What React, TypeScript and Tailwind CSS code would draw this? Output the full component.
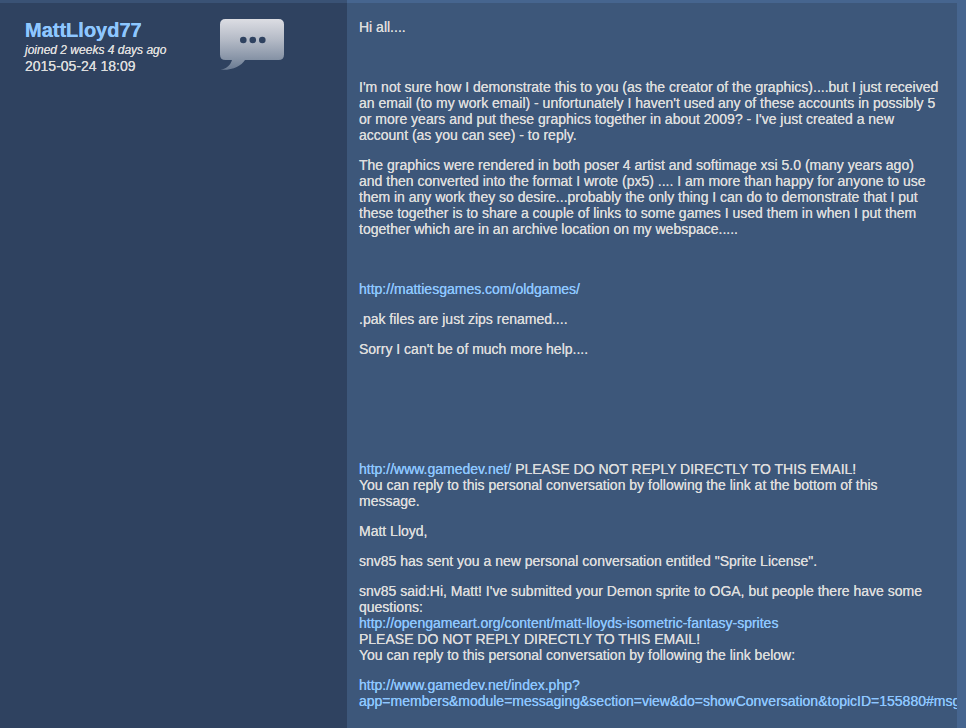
import type { ReactNode } from "react";

function Gap() {
  return <p>&nbsp;</p>;
}

function Link({ href, children }: { href: string; children: ReactNode }) {
  return (
    <a href={href} className="text-[#8ec7ff] [text-shadow:0_0_0_#8ec7ff] hover:underline">
      {children}
    </a>
  );
}

function SpeechBubble() {
  return (
    <svg className="h-[52px] w-16 shrink-0" viewBox="0 0 64 52" role="img" aria-label="Comment">
      <defs>
        <linearGradient id="bubble" gradientUnits="userSpaceOnUse" x1="0" y1="0" x2="0" y2="52">
          <stop offset="0" stopColor="#dcdde3" />
          <stop offset="0.4" stopColor="#b4bac6" />
          <stop offset="0.78" stopColor="#8592a5" />
          <stop offset="1" stopColor="#66778f" />
        </linearGradient>
      </defs>
      <path
        fill="url(#bubble)"
        d="M5.500 0H58.500Q64 0 64 5.500V35.500Q64 41 58.500 41H25C21 47 13 51.500 0.500 50.800C7 49.500 10.500 46 12 41H5.500Q0 41 0 35.500V5.500Q0 0 5.500 0Z"
      />
      <g fill="#2f4260">
        <circle cx="23.300" cy="21" r="3.300" />
        <circle cx="32.800" cy="21" r="3.300" />
        <circle cx="42.300" cy="21" r="3.300" />
      </g>
    </svg>
  );
}

export default function App() {
  return (
    <div className="min-h-screen bg-[#46658f] font-['Liberation_Sans',Arial,sans-serif] text-sm leading-4 text-[#dddddd] [text-shadow:0_0_0_#dddddd]">
      <article className="flex min-h-screen pr-[9px]">
        <aside className="w-[347px] shrink-0 border-t-3 border-[#3a5275] bg-[#2f4260] pt-4 pl-[25px]">
          <div className="flex">
            <header className="w-[195px]">
              <h2 className="mb-0.5 text-xl leading-[22px] font-bold">
                <Link href="#MattLloyd77">MattLloyd77</Link>
              </h2>
              <p className="text-xs leading-[15px] italic">joined 2 weeks 4 days ago</p>
              <time className="block" dateTime="2015-05-24T18:09">
                2015-05-24 18:09
              </time>
            </header>
            <SpeechBubble />
          </div>
        </aside>

        <section className="mt-[3px] flex min-w-0 flex-1 flex-col gap-3.5 overflow-hidden bg-[#3d577a] pt-4 pr-[18px] pb-3.5 pl-3">
          <p>Hi all....</p>
          <Gap />
          <p>
            I'm not sure how I demonstrate this to you (as the creator of the graphics)....but I just received
            an email (to my work email) - unfortunately I haven't used any of these accounts in possibly 5 or
            more years and put these graphics together in about 2009? - I've just created a new account (as you
            can see) - to reply.
          </p>
          <p>
            The graphics were rendered in both poser 4 artist and softimage xsi 5.0 (many years ago) and then
            converted into the format I wrote (px5) .... I am more than happy for anyone to use them in any work
            they so desire...probably the only thing I can do to demonstrate that I put these together is to
            share a couple of links to some games I used them in when I put them together which are in an
            archive location on my webspace.....
          </p>
          <Gap />
          <p>
            <Link href="http://mattiesgames.com/oldgames/">http://mattiesgames.com/oldgames/</Link>
          </p>
          <p>.pak files are just zips renamed....</p>
          <p>Sorry I can't be of much more help....</p>
          <Gap />
          <Gap />
          <Gap />
          <p>
            <Link href="http://www.gamedev.net/">http://www.gamedev.net/</Link> PLEASE DO NOT REPLY DIRECTLY TO
            THIS EMAIL!
            <br />
            You can reply to this personal conversation by following the link at the bottom of this message.
          </p>
          <p>Matt Lloyd,</p>
          <p>snv85 has sent you a new personal conversation entitled "Sprite License".</p>
          <p>
            snv85 said:Hi, Matt! I've submitted your Demon sprite to OGA, but people there have some questions:
            <br />
            <Link href="http://opengameart.org/content/matt-lloyds-isometric-fantasy-sprites">
              http://opengameart.org/content/matt-lloyds-isometric-fantasy-sprites
            </Link>
            <br />
            PLEASE DO NOT REPLY DIRECTLY TO THIS EMAIL!
            <br />
            You can reply to this personal conversation by following the link below:
          </p>
          <p className="whitespace-nowrap">
            <Link href="http://www.gamedev.net/index.php?app=members&module=messaging&section=view&do=showConversation&topicID=155880#msg">
              http://www.gamedev.net/index.php?
              <br />
              app=members&amp;module=messaging&amp;section=view&amp;do=showConversation&amp;topicID=155880#msg
            </Link>
          </p>
        </section>
      </article>
    </div>
  );
}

------------------------------------------------

### Exercise aim
Write out the whole listing again, exactly, with no pictures.

### Written solution
What React, TypeScript and Tailwind CSS code would draw this? Output the full component.
import type { ReactNode } from "react";

function Gap() {
  return <p>&nbsp;</p>;
}

function Link({ href, children }: { href: string; children: ReactNode }) {
  return (
    <a href={href} className="text-[#8ec7ff] [text-shadow:0_0_0_#8ec7ff] hover:underline">
      {children}
    </a>
  );
}

function SpeechBubble() {
  return (
    <svg className="h-[52px] w-16 shrink-0" viewBox="0 0 64 52" role="img" aria-label="Comment">
      <defs>
        <linearGradient id="bubble" gradientUnits="userSpaceOnUse" x1="0" y1="0" x2="0" y2="52">
          <stop offset="0" stopColor="#dcdde3" />
          <stop offset="0.4" stopColor="#b4bac6" />
          <stop offset="0.78" stopColor="#8592a5" />
          <stop offset="1" stopColor="#66778f" />
        </linearGradient>
      </defs>
      <path
        fill="url(#bubble)"
        d="M5.500 0H58.500Q64 0 64 5.500V35.500Q64 41 58.500 41H25C21 47 13 51.500 0.500 50.800C7 49.500 10.500 46 12 41H5.500Q0 41 0 35.500V5.500Q0 0 5.500 0Z"
      />
      <g fill="#2f4260">
        <circle cx="23.300" cy="21" r="3.300" />
        <circle cx="32.800" cy="21" r="3.300" />
        <circle cx="42.300" cy="21" r="3.300" />
      </g>
    </svg>
  );
}

export default function App() {
  return (
    <div className="min-h-screen bg-[#46658f] font-['Liberation_Sans',Arial,sans-serif] text-sm leading-4 text-[#dddddd] [text-shadow:0_0_0_#dddddd]">
      <article className="flex min-h-screen pr-[9px]">
        <aside className="w-[347px] shrink-0 border-t-3 border-[#3a5275] bg-[#2f4260] pt-4 pl-[25px]">
          <div className="flex">
            <header className="w-[195px]">
              <h2 className="mb-0.5 text-xl leading-[22px] font-bold">
                <Link href="#MattLloyd77">MattLloyd77</Link>
              </h2>
              <p className="text-xs leading-[15px] italic">joined 2 weeks 4 days ago</p>
              <time className="block" dateTime="2015-05-24T18:09">
                2015-05-24 18:09
              </time>
            </header>
            <SpeechBubble />
          </div>
        </aside>

        <section className="mt-[3px] flex min-w-0 flex-1 flex-col gap-3.5 overflow-hidden bg-[#3d577a] pt-4 pr-[18px] pb-3.5 pl-3">
          <p>Hi all....</p>
          <Gap />
          <p>
            I'm not sure how I demonstrate this to you (as the creator of the graphics)....but I just received
            an email (to my work email) - unfortunately I haven't used any of these accounts in possibly 5 or
            more years and put these graphics together in about 2009? - I've just created a new account (as you
            can see) - to reply.
          </p>
          <p>
            The graphics were rendered in both poser 4 artist and softimage xsi 5.0 (many years ago) and then
            converted into the format I wrote (px5) .... I am more than happy for anyone to use them in any work
            they so desire...probably the only thing I can do to demonstrate that I put these together is to
            share a couple of links to some games I used them in when I put them together which are in an
            archive location on my webspace.....
          </p>
          <Gap />
          <p>
            <Link href="http://mattiesgames.com/oldgames/">http://mattiesgames.com/oldgames/</Link>
          </p>
          <p>.pak files are just zips renamed....</p>
          <p>Sorry I can't be of much more help....</p>
          <Gap />
          <Gap />
          <Gap />
          <p>
            <Link href="http://www.gamedev.net/">http://www.gamedev.net/</Link> PLEASE DO NOT REPLY DIRECTLY TO
            THIS EMAIL!
            <br />
            You can reply to this personal conversation by following the link at the bottom of this message.
          </p>
          <p>Matt Lloyd,</p>
          <p>snv85 has sent you a new personal conversation entitled "Sprite License".</p>
          <p>
            snv85 said:Hi, Matt! I've submitted your Demon sprite to OGA, but people there have some questions:
            <br />
            <Link href="http://opengameart.org/content/matt-lloyds-isometric-fantasy-sprites">
              http://opengameart.org/content/matt-lloyds-isometric-fantasy-sprites
            </Link>
            <br />
            PLEASE DO NOT REPLY DIRECTLY TO THIS EMAIL!
            <br />
            You can reply to this personal conversation by following the link below:
          </p>
          <p className="whitespace-nowrap">
            <Link href="http://www.gamedev.net/index.php?app=members&module=messaging&section=view&do=showConversation&topicID=155880#msg">
              http://www.gamedev.net/index.php?
              <br />
              app=members&amp;module=messaging&amp;section=view&amp;do=showConversation&amp;topicID=155880#msg
            </Link>
          </p>
        </section>
      </article>
    </div>
  );
}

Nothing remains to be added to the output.